Despite the extent to which this emergent awareness has affected how archivists approach their responsibilities, there remains a mistrust of the archival world by those most committed to the dismantling of hegemonic structures, particularly amongst activists, on the grounds that traditional institutional frameworks often fail to provide adequate transparency, accountability or sensitivity to the needs of marginalized individuals, communities, and movements.

How far can, and should, archivists go in responding to the concerns of the movements they are attempting to document? Should they be rethinking, even overhauling, traditional archival practice?

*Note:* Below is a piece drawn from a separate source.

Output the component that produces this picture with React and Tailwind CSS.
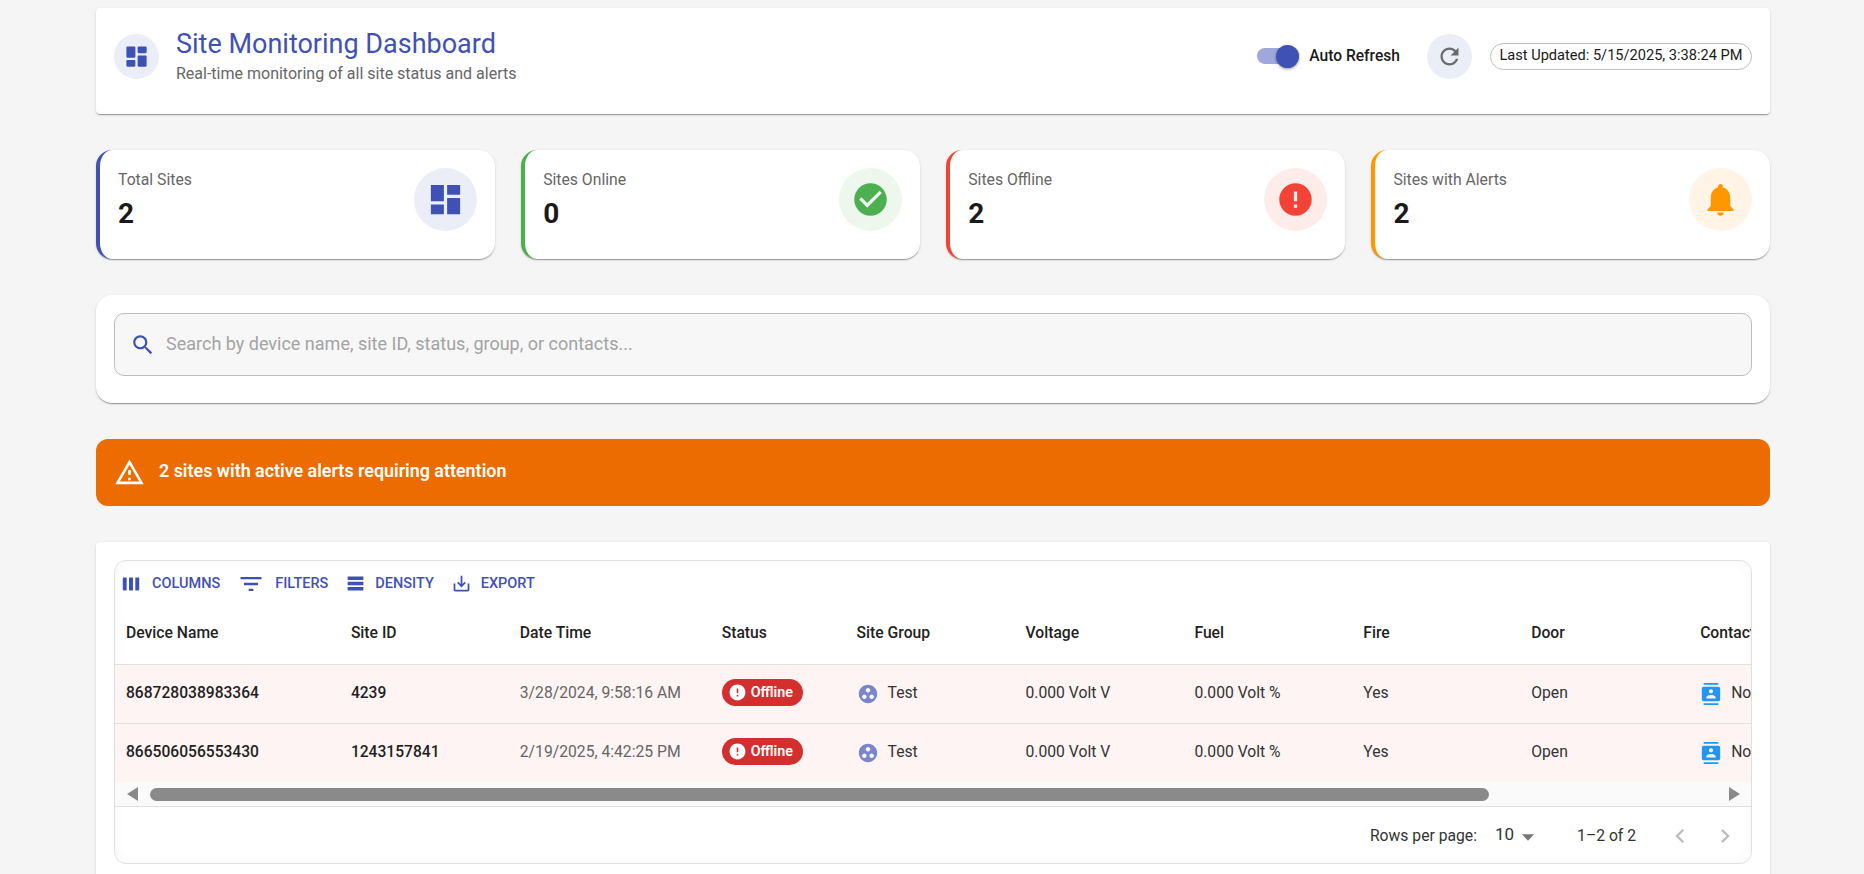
import React from "react";

const cardShadow = "shadow-[0_2px_1px_-1px_rgba(0,0,0,0.2),0_1px_1px_0_rgba(0,0,0,0.14),0_1px_3px_0_rgba(0,0,0,0.12)]";

// Material icon paths
const paths = {
  dashboard: "M3 13h8V3H3v10zm0 8h8v-6H3v6zm10 0h8V11h-8v10zm0-18v6h8V3h-8z",
  dashboardRounded:
    "M4 13h6c.55 0 1-.45 1-1V4c0-.55-.45-1-1-1H4c-.55 0-1 .45-1 1v8c0 .55.45 1 1 1zm0 8h6c.55 0 1-.45 1-1v-4c0-.55-.45-1-1-1H4c-.55 0-1 .45-1 1v4c0 .55.45 1 1 1zm10 0h6c.55 0 1-.45 1-1v-8c0-.55-.45-1-1-1h-6c-.55 0-1 .45-1 1v8c0 .55.45 1 1 1zM13 4v4c0 .55.45 1 1 1h6c.55 0 1-.45 1-1V4c0-.55-.45-1-1-1h-6c-.55 0-1 .45-1 1z",
  refresh:
    "M17.65 6.35C16.2 4.9 14.21 4 12 4c-4.42 0-7.99 3.58-7.99 8s3.57 8 7.99 8c3.73 0 6.84-2.55 7.73-6h-2.08c-.82 2.33-3.04 4-5.65 4-3.31 0-6-2.69-6-6s2.69-6 6-6c1.66 0 3.14.69 4.22 1.78L13 11h7V4l-2.35 2.35z",
  check: "M12 2C6.48 2 2 6.48 2 12s4.48 10 10 10 10-4.48 10-10S17.52 2 12 2zm-2 15l-5-5 1.41-1.41L10 14.17l7.59-7.59L19 8l-9 9z",
  error: "M12 2C6.48 2 2 6.48 2 12s4.48 10 10 10 10-4.48 10-10S17.52 2 12 2zm1 15h-2v-2h2v2zm0-4h-2V7h2v6z",
  bell: "M12 22c1.1 0 2-.9 2-2h-4c0 1.1.89 2 2 2zm6-6v-5c0-3.07-1.64-5.64-4.5-6.32V4c0-.83-.67-1.5-1.5-1.5s-1.5.67-1.5 1.5v.68C7.63 5.36 6 7.92 6 11v5l-2 2v1h16v-1l-2-2z",
  search:
    "M15.5 14h-.79l-.28-.27C15.41 12.59 16 11.11 16 9.5 16 5.91 13.09 3 9.5 3S3 5.91 3 9.5 5.91 16 9.5 16c1.61 0 3.09-.59 4.23-1.57l.27.28v.79l5 4.99L20.49 19l-4.99-5zm-6 0C7.01 14 5 11.99 5 9.5S7.01 5 9.5 5 14 7.01 14 9.5 11.99 14 9.5 14z",
  warning: "M12 5.99 19.53 19H4.47L12 5.99M12 2 1 21h22L12 2zm1 14h-2v2h2v-2zm0-6h-2v4h2v-4z",
  columns: "M4 5h3.3v14H4c-.55 0-1-.45-1-1V6c0-.55.45-1 1-1zm5.85 0h4.3v14h-4.3V5zm6.85 0H20c.55 0 1 .45 1 1v12c0 .55-.45 1-1 1h-3.3V5z",
  filter: "M10 18h4v-2h-4v2zM3 6v2h18V6H3zm3 7h12v-2H6v2z",
  density: "M21 8H3V4h18v4zm0 2H3v4h18v-4zm0 6H3v4h18v-4z",
  exportIcon: "M19 12v7H5v-7H3v7c0 1.1.9 2 2 2h14c1.1 0 2-.9 2-2v-7h-2zm-6 .67l2.59-2.58L17 11.5l-5 5-5-5 1.41-1.41L11 12.67V3h2z",
  groupWork:
    "M12 2C6.48 2 2 6.48 2 12s4.48 10 10 10 10-4.48 10-10S17.52 2 12 2zM8 17.5c-1.38 0-2.5-1.12-2.5-2.5s1.12-2.5 2.5-2.5 2.5 1.12 2.5 2.5-1.12 2.5-2.5 2.5zM9.5 8c0-1.38 1.12-2.5 2.5-2.5s2.5 1.12 2.5 2.5-1.12 2.5-2.5 2.5S9.5 9.38 9.5 8zm6.5 9.5c-1.38 0-2.5-1.12-2.5-2.5s1.12-2.5 2.5-2.5 2.5 1.12 2.5 2.5-1.12 2.5-2.5 2.5z",
  contacts:
    "M20 0H4v2h16V0zM4 24h16v-2H4v2zM20 4H4c-1.1 0-2 .9-2 2v12c0 1.1.9 2 2 2h16c1.1 0 2-.9 2-2V6c0-1.1-.9-2-2-2zm-8 2.75c1.24 0 2.25 1.01 2.25 2.25s-1.01 2.25-2.25 2.25S9.75 10.24 9.75 9 10.76 6.75 12 6.75zM17 17H7v-1.5c0-1.67 3.33-2.5 5-2.5s5 .83 5 2.5V17z",
  chevronLeft: "M15.41 7.41 14 6l-6 6 6 6 1.41-1.41L10.83 12z",
  chevronRight: "M10 6 8.59 7.41 13.17 12l-4.58 4.59L10 18l6-6z",
};

const Icon = ({ name, className }) => (
  <svg viewBox="0 0 24 24" fill="currentColor" className={className}>
    <path d={paths[name]} />
  </svg>
);

const stats = [
  { label: "Total Sites", value: "2", icon: "dashboard", border: "border-[#3f51b5]", circle: "bg-[#ebedf7]", color: "text-[#3f51b5]" },
  { label: "Sites Online", value: "0", icon: "check", border: "border-[#4caf50]", circle: "bg-[#edf7ee]", color: "text-[#4caf50]" },
  { label: "Sites Offline", value: "2", icon: "error", border: "border-[#f44336]", circle: "bg-[#feeceb]", color: "text-[#f44336]" },
  { label: "Sites with Alerts", value: "2", icon: "bell", border: "border-[#ff9800]", circle: "bg-[#fff4e5]", color: "text-[#ff9800]" },
];

const rows = [
  { device: "868728038983364", site: "4239", date: "3/28/2024, 9:58:16 AM" },
  { device: "866506056553430", site: "1243157841", date: "2/19/2025, 4:42:25 PM" },
];

const toolbar = [
  { label: "COLUMNS", icon: "columns", size: "w-[22px] h-[22px]", gap: "gap-[10px]" },
  { label: "FILTERS", icon: "filter", size: "w-7 h-7", gap: "gap-[10px]" },
  { label: "DENSITY", icon: "density", size: "w-[21px] h-[21px]", gap: "gap-[9px]" },
  { label: "EXPORT", icon: "exportIcon", size: "w-[21px] h-[21px]", gap: "gap-[9px]" },
];

const StatCard = ({ stat }) => (
  <div className={`h-[109px] bg-white rounded-2xl border-l-4 ${stat.border} ${cardShadow} pl-[18px] pr-[18px] pt-[18px] flex items-start justify-between`}>
    <div>
      <div className="text-[15.75px] leading-[24px] text-[#666]">{stat.label}</div>
      <div className="mt-[3px] text-[28px] leading-[38px] font-bold text-[#1a1a1a]">{stat.value}</div>
    </div>
    <div className={`w-[63px] h-[63px] rounded-full flex items-center justify-center ${stat.circle} ${stat.color}`}>
      <Icon name={stat.icon} className="w-[39px] h-[39px]" />
    </div>
  </div>
);

const DataRow = ({ row }) => (
  <div className="flex h-[58.5px] bg-[#fdf4f3] border-b border-[#e0e0e0] last:border-b-0 items-center text-[15.7px] text-[#333] w-[1760px]">
    <div className="w-[226px] pl-[11px] text-[15.6px] font-medium text-[#1f1f1f]">{row.device}</div>
    <div className="w-[169px] pl-[10px] text-[15.6px] font-medium text-[#1f1f1f]">{row.site}</div>
    <div className="w-[202px] pl-[10px] pb-[2px] text-[#666]">{row.date}</div>
    <div className="w-[135px] pl-[10px] pt-[1px]">
      <span className="inline-flex items-center h-[27px] w-[81px] rounded-full bg-[#d32f2f] text-white pl-[6px] gap-[4px] text-[14.3px] font-semibold">
        <Icon name="error" className="w-[19px] h-[19px]" />
        Offline
      </span>
    </div>
    <div className="w-[169px] pl-[10px] flex items-center">
      <Icon name="groupWork" className="w-[22px] h-[22px] text-[#7986cb]" />
      <span className="ml-[9px] pb-[2px]">Test</span>
    </div>
    <div className="w-[169px] pl-[10px] pb-[2px]">0.000 Volt V</div>
    <div className="w-[169px] pl-[10px] pb-[2px]">0.000 Volt %</div>
    <div className="w-[168px] pl-[10px] pb-[2px]">Yes</div>
    <div className="w-[169px] pl-[10px] pb-[2px]">Open</div>
    <div className="w-[185px] pl-[10px] flex items-center">
      <Icon name="contacts" className="w-[22px] h-[22px] text-[#2196f3]" />
      <span className="ml-[9px] pb-[2px]">No Contacts</span>
    </div>
  </div>
);

export default function App() {
  return (
    <div className="h-screen overflow-hidden bg-[#f5f5f5] pl-[96px] pr-[94px] pt-2 font-['Roboto',sans-serif] flex flex-col gap-[36px]">
      {/* Page header */}
      <header className={`h-[106px] shrink-0 bg-white rounded ${cardShadow} pl-[18px] pr-[18px] pt-[26px] flex items-start justify-between`}>
        <div className="flex items-start">
          <div className="w-[45px] h-[45px] rounded-full bg-[#ebedf7] text-[#3f51b5] flex items-center justify-center">
            <Icon name="dashboardRounded" className="w-[27px] h-[27px]" />
          </div>
          <div className="ml-[17px] -mt-[5px]">
            <h1 className="text-[27px] leading-[30px] text-[#3f51b5] font-normal">Site Monitoring Dashboard</h1>
            <p className="mt-[5px] text-[16px] leading-[20px] text-[#666]">Real-time monitoring of all site status and alerts</p>
          </div>
        </div>
        <div className="flex items-center h-[45px]">
          <div className="relative w-[42px] h-[16px] rounded-full bg-[#9fa8da] -mt-[1px]">
            <span className="absolute right-0 top-[-3.5px] w-[23px] h-[23px] rounded-full bg-[#3f51b5] shadow-[0_1px_3px_rgba(0,0,0,0.4)]" />
          </div>
          <span className="ml-[10px] text-[15.6px] font-medium text-[#1a1a1a]">Auto Refresh</span>
          <div className="ml-[27px] w-[45px] h-[45px] rounded-full bg-[#ebedf7] text-[#6b6b6b] flex items-center justify-center">
            <Icon name="refresh" className="w-[27px] h-[27px]" />
          </div>
          <div className="ml-[18px] w-[262px] h-[27px] rounded-full border border-[#bdbdbd] flex items-center justify-center text-[14.6px] text-[#1a1a1a] -mt-[1px]">
            Last Updated: 5/15/2025, 3:38:24 PM
          </div>
        </div>
      </header>

      {/* Stat cards */}
      <section className="grid grid-cols-4 gap-[26.5px] shrink-0">
        {stats.map((stat) => (
          <StatCard key={stat.label} stat={stat} />
        ))}
      </section>

      {/* Search */}
      <section className={`h-[108px] shrink-0 bg-white rounded-2xl ${cardShadow} px-[18px] pt-[18px]`}>
        <div className="h-[63px] rounded-[10px] border border-[#bdbdbd] bg-[#f7f7f7] flex items-center pl-[15px]">
          <Icon name="search" className="w-[26px] h-[26px] text-[#3f51b5]" />
          <span className="ml-[10px] pb-[2px] text-[18px] text-[#a3a3a3]">Search by device name, site ID, status, group, or contacts...</span>
        </div>
      </section>

      {/* Alert banner */}
      <section className="h-[67px] shrink-0 rounded-xl bg-[#ed6c02] text-white flex items-center pl-[18px]">
        <Icon name="warning" className="w-[31px] h-[31px]" />
        <span className="ml-[14px] pb-[2px] text-[17.9px] font-semibold">2 sites with active alerts requiring attention</span>
      </section>

      {/* Table card */}
      <section className={`flex-1 -mb-2 min-h-[341px] shrink-0 bg-white rounded-t ${cardShadow} px-[18px] pt-[18px]`}>
        <div className="h-[304px] rounded-xl border border-[#e0e0e0] overflow-hidden shadow-[inset_0_0_14px_rgba(0,0,0,0.035)]">
          <div className="h-[45px] flex items-center pl-[5px] text-[#3f51b5]">
            <div className="flex items-center gap-[17px]">
              {toolbar.map((item) => (
                <div key={item.label} className={`flex items-center ${item.gap}`}>
                  <Icon name={item.icon} className={item.size} />
                  <span className="text-[14.5px] font-medium">{item.label}</span>
                </div>
              ))}
            </div>
          </div>

          <div className="overflow-hidden">
            <div className="flex h-[59px] pb-[4px] items-center text-[15.7px] font-medium text-[#1f1f1f] border-b border-[#e0e0e0] w-[1760px]">
              <div className="w-[226px] pl-[11px]">Device Name</div>
              <div className="w-[169px] pl-[10px]">Site ID</div>
              <div className="w-[202px] pl-[10px]">Date Time</div>
              <div className="w-[135px] pl-[10px]">Status</div>
              <div className="w-[169px] pl-[10px]">Site Group</div>
              <div className="w-[169px] pl-[10px]">Voltage</div>
              <div className="w-[169px] pl-[10px]">Fuel</div>
              <div className="w-[168px] pl-[10px]">Fire</div>
              <div className="w-[169px] pl-[10px]">Door</div>
              <div className="w-[185px] pl-[10px]">Contacts</div>
            </div>
            {rows.map((row) => (
              <DataRow key={row.device} row={row} />
            ))}
          </div>

          {/* Horizontal scrollbar */}
          <div className="h-[25px] bg-[#fafafa] border-b border-[#e0e0e0] flex items-center pl-[12px] pr-[11px]">
            <svg viewBox="0 0 11 14" className="w-[11px] h-[14px] text-[#8a8a8a]" fill="currentColor">
              <path d="M11 0v14L0 7z" />
            </svg>
            <div className="flex-1 ml-[12px] mr-[13px]">
              <div className="h-[13px] w-[1339px] rounded-full bg-[#8a8a8a]" />
            </div>
            <svg viewBox="0 0 11 14" className="w-[11px] h-[14px] text-[#8a8a8a]" fill="currentColor">
              <path d="M0 0v14l11-7z" />
            </svg>
          </div>

          {/* Pagination */}
          <div className="h-[58px] flex items-center justify-end text-[15.7px] text-[#333] pr-[12px]">
            <span>Rows per page:</span>
            <span className="ml-[18px] -mt-[2px] text-[17px]">10</span>
            <svg viewBox="0 0 11 6" className="ml-[8px] mt-[2px] w-[12px] h-[7px] text-[#757575]" fill="currentColor">
              <path d="M0 0h11L5.5 6z" />
            </svg>
            <span className="ml-[43px]">1–2 of 2</span>
            <Icon name="chevronLeft" className="ml-[30px] w-[28px] h-[28px] text-[#bdbdbd]" />
            <Icon name="chevronRight" className="ml-[17px] w-[28px] h-[28px] text-[#bdbdbd]" />
          </div>
        </div>
      </section>
    </div>
  );
}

This symposium addresses a range of issues attendant upon archives’ evolving relationships with activism and social justice. Among these concerns are: ownership, trust, and exclusion; self-documentation by activist communities and participatory archives; and collaborations between activists, archivists, and researchers using emerging technologies. Presenters representing a variety of institutions, initiatives, and activist communities will explore theoretical concerns as well as practice-based approaches to documenting social activism.

This symposium is dedicated to the memory of archivist and historian Michael Nash (1946-2012).

Session 3 with OWS Archives –> New Content, New Communities: Acquisition and
Preservation in Nontraditional Archives (*Planning for the Short and Long Term Stewardship of Occupy Wall Street’s Digital Records Anna Perricci, OWS Archives Working Group )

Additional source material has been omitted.